Today river navigation in Padua offers admirable, well designed tourist routes.
Boat trips in the town of Padua
Boat tours of the Venetian Villas along the Brenta Riviera
The navigation from Padua to the Venetian Villas on the Brenta Riviera is renowned worldwide.
Once boats were called burchiello (barge); the historical route of the ancient Venetian barges of the 1700s begins in Padua, it passes five Locks that were built to navigate downstream overcoming a 10-m difference in water height, and ten revolving bridges, to end in Venice, in St. Mark's Square. Today all the motorboats navigating the Brenta Riviera from Padua to Venice and vice-versa are commonly called burchiello. The individual name of each boat changes according to the owning shipping company; some of them are modern, made of metal, others are traditional and romantic wooden barges as the burcio. These modern, comfortable and panoramic boats are heirs to past tradition. They slowly cruise the Brenta Canal, while a tourist guide on board tells about the history, the culture and the art of the Villas that rise along the Brenta Riviera.
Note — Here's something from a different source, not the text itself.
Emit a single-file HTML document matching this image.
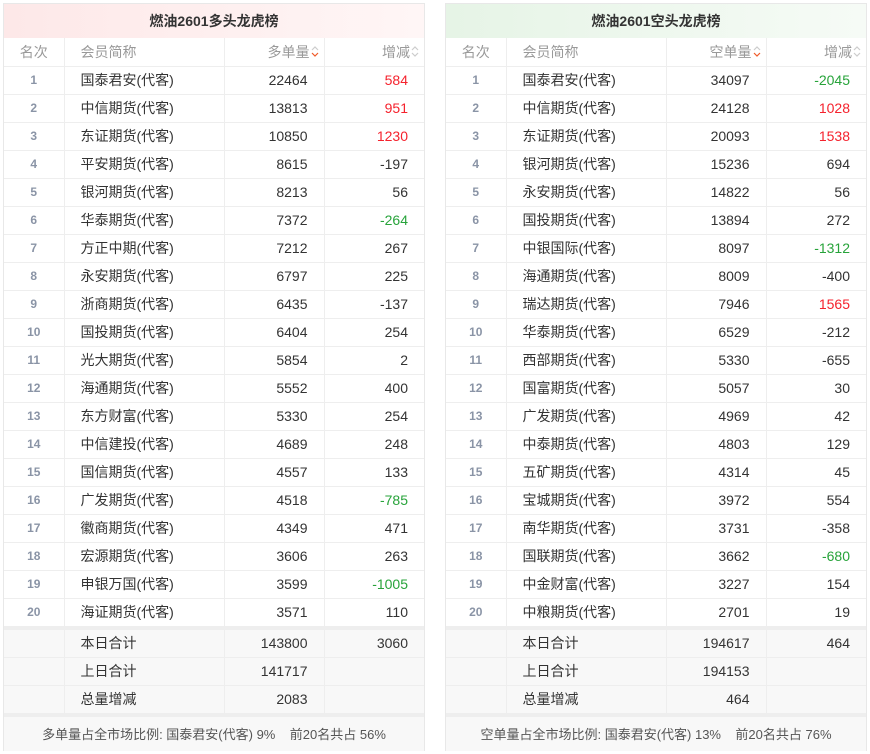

Boat trips on the Bacchiglione river
A charming river tour in the luxuriant and green vegetation is the navigation from Padua to Selvazzano, on the Bacchiglione river.
Boat tours along the Euganean Riviera
Charming navigation experience on typical wooden boats from Padua to Monselice, on an ancient route that was loved by the Italian poet Francesco Petrarca. Fascinated by the beauty of this place, he loved composing his rhymes while navigating the canal of the Euganean Riviera to reach his vineyard in Arquà, "ameno recesso tra i Colli Euganei, in deliziosa e salubre postura" ("pleasant recess in the Euganean Hills, in a delightful and healthy location").
Boat tours from Pontelongo to the Venice lagoon
Generally offered in summer, in the months of July and August, navigation from Pontelongo to Venice and its islands is pleasant indeed.